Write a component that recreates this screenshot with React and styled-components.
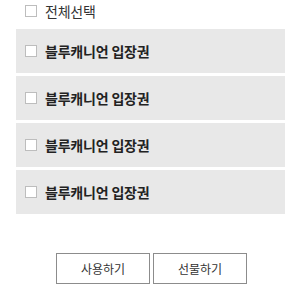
import React from 'react'
import styled, { createGlobalStyle } from 'styled-components'

const GlobalStyle = createGlobalStyle`
  body {
    margin: 0;
    background: #fff;
    font-family: 'Noto Sans CJK KR', 'Noto Sans', sans-serif;
    color: #222;
  }
`

const Page = styled.div`
  width: 300px;
  height: 300px;
  display: flex;
  flex-direction: column;
  padding: 2px 15px 0 16px;
  box-sizing: border-box;
`

const Row = styled.label`
  display: flex;
  align-items: center;
  gap: 8px;
  height: ${props => (props.header ? '17px' : '44px')};
  padding-left: 9px;
  background: ${props => (props.header ? 'transparent' : '#e8e8e8')};
  font-size: 14px;
  font-weight: ${props => (props.header ? 400 : 700)};
  color: ${props => (props.header ? '#333' : '#222')};
  letter-spacing: -0.2px;
`

const List = styled.div`
  display: flex;
  flex-direction: column;
  gap: 3px;
  margin-top: 10px;
`

const Box = styled.span`
  width: 10px;
  height: 10px;
  border: 1px solid #bdbdbd;
  background: #fff;
  flex-shrink: 0;
`

const Buttons = styled.div`
  display: flex;
  justify-content: center;
  gap: 3px;
  margin-top: 39px;
  padding-left: 2px;
`

const Button = styled.button`
  width: 94px;
  height: 31px;
  border: 1px solid #8c8c8c;
  background: #fff;
  font-family: inherit;
  font-size: 12px;
  color: #333;
  padding: 0;
`

const tickets = ['블루캐니언 입장권', '블루캐니언 입장권', '블루캐니언 입장권', '블루캐니언 입장권']

const App = () => {
  return (
    <Page>
      <GlobalStyle />
      <Row header>
        <Box />
        전체선택
      </Row>
      <List>
        {tickets.map((name, i) => (
          <Row key={i}>
            <Box />
            {name}
          </Row>
        ))}
      </List>
      <Buttons>
        <Button>사용하기</Button>
        <Button>선물하기</Button>
      </Buttons>
    </Page>
  )
}

export default App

Task to complete
Copy out the listing exactly as it stands, but not the pictures.

Result of this exercise
Write a component that recreates this screenshot with React and styled-components.
import React from 'react'
import styled, { createGlobalStyle } from 'styled-components'

const GlobalStyle = createGlobalStyle`
  body {
    margin: 0;
    background: #fff;
    font-family: 'Noto Sans CJK KR', 'Noto Sans', sans-serif;
    color: #222;
  }
`

const Page = styled.div`
  width: 300px;
  height: 300px;
  display: flex;
  flex-direction: column;
  padding: 2px 15px 0 16px;
  box-sizing: border-box;
`

const Row = styled.label`
  display: flex;
  align-items: center;
  gap: 8px;
  height: ${props => (props.header ? '17px' : '44px')};
  padding-left: 9px;
  background: ${props => (props.header ? 'transparent' : '#e8e8e8')};
  font-size: 14px;
  font-weight: ${props => (props.header ? 400 : 700)};
  color: ${props => (props.header ? '#333' : '#222')};
  letter-spacing: -0.2px;
`

const List = styled.div`
  display: flex;
  flex-direction: column;
  gap: 3px;
  margin-top: 10px;
`

const Box = styled.span`
  width: 10px;
  height: 10px;
  border: 1px solid #bdbdbd;
  background: #fff;
  flex-shrink: 0;
`

const Buttons = styled.div`
  display: flex;
  justify-content: center;
  gap: 3px;
  margin-top: 39px;
  padding-left: 2px;
`

const Button = styled.button`
  width: 94px;
  height: 31px;
  border: 1px solid #8c8c8c;
  background: #fff;
  font-family: inherit;
  font-size: 12px;
  color: #333;
  padding: 0;
`

const tickets = ['블루캐니언 입장권', '블루캐니언 입장권', '블루캐니언 입장권', '블루캐니언 입장권']

const App = () => {
  return (
    <Page>
      <GlobalStyle />
      <Row header>
        <Box />
        전체선택
      </Row>
      <List>
        {tickets.map((name, i) => (
          <Row key={i}>
            <Box />
            {name}
          </Row>
        ))}
      </List>
      <Buttons>
        <Button>사용하기</Button>
        <Button>선물하기</Button>
      </Buttons>
    </Page>
  )
}

export default App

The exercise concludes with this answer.